The finished SMD joint should look like there is no solder except a very thin film. like it was sitting in water, and the surface tension of the solder was just wicking to the leads from the pads, and can still see the leads perfectly.

It just takes a quick dab of solder, as the lead and pad is smaller, You just want to flow the lower part of lead to pad, not cover the whole lead. Sometimes there is enough solder on the pad to almost "tack" solder the lead onto pad. Start with a flat clean pad, and flow a little solder onto 1 pad, and hold part with tweezers, while flowing 1 side, and be sure its flat on board. Caps are extremely susceptible to cracking, if heated too much or pushed too hard while soldering. Inspect ALL your caps after soldering, for this. The end caps are held on with solder to the layers inside, and they melt or separate while soldering. BE CAREFUL!

The metal tweezers can act as a heat sink also, curved ones are best. You can put curved side down, hold part on the length of it, steady your hand/tip on pcb, and tack 1 side. Larger more rigid curved or straight tweezers may work better, than the finer ones, for picking up parts. Depends on your preference.

To place resistors, caps and diodes use above process. SOT23 transistors and other 3 legged devices are similar. Tack 1 lead down, be sure it's flat on the board, before proceeding.
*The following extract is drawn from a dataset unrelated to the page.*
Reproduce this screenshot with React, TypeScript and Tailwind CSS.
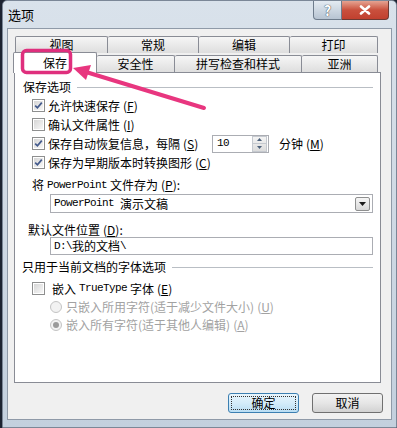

IC's are a little different. You have to tack 1 lead on, AFTER "registering" all the leads, on ALL the pads. Tack opposite corners, while checking all the leads to pads, and don't forget where Pin #1 goes! Its harder to take off a chip, than put it on!! This goes for any type of chip, 4 pins to as large as you want to solder. Check Pin #1, then solder the rest of the leads on, using the least amount of solder. Pin # 1 is on the side of the chip with a beveled side, and possibly a dot in the plastic package. You want to be able to see the lead on top, not solder (for a professional job).

To solder any SMD IC or chip with many leads, there is a "hoof tip" that is shaped like a horse hoof, to hold solder in the cup, while it is dragged across the pad/lead interface. It is a technique that takes a little practice, CLEAN, TINNED tip, and flux the pads, the lead surface going to the pads, and some of the leg. Fill the hoof with a solder ball, not a whole lot over the edge, just a rounded "hoofful". Then drag the tip across the lead edges slowly, but firmly, to just make the solder melt on 2 -3 pads at a time. Drag it that slow to keep the next 2-3 pads melting. Go back over it where you missed a pad or have shorts. Use the flux sticks for SMD soldering, they are in most electronic catalogs.

Some experts say that cutting the leads off after thru-hole soldering, leads to joint shock. It depends how sharp your clippers are, and how rough you are, cutting the leads off, in my opinion. Get a good pair of clippers, that leave a flat clip on lead end, not a sharp point. Don't use those "old pair" of wire cutters.

Contact East, Newark, Digi-Key, Techni-Tool have very nice selections of tools, some very expensive, some are cheaper versions of the expensive ones, but do not cut as clean. Depends on how much work you do, and how much you can afford here. $50 cutters are not uncommon. If you leave some lead sticking past the joint, and don't pull on it while cutting, it should be ok. Don't cut the solder joint off! Trim above the joint a few millimeters. TIP - Save the trimmed leads for doing connections for grounds and power busses. You can bend them into place.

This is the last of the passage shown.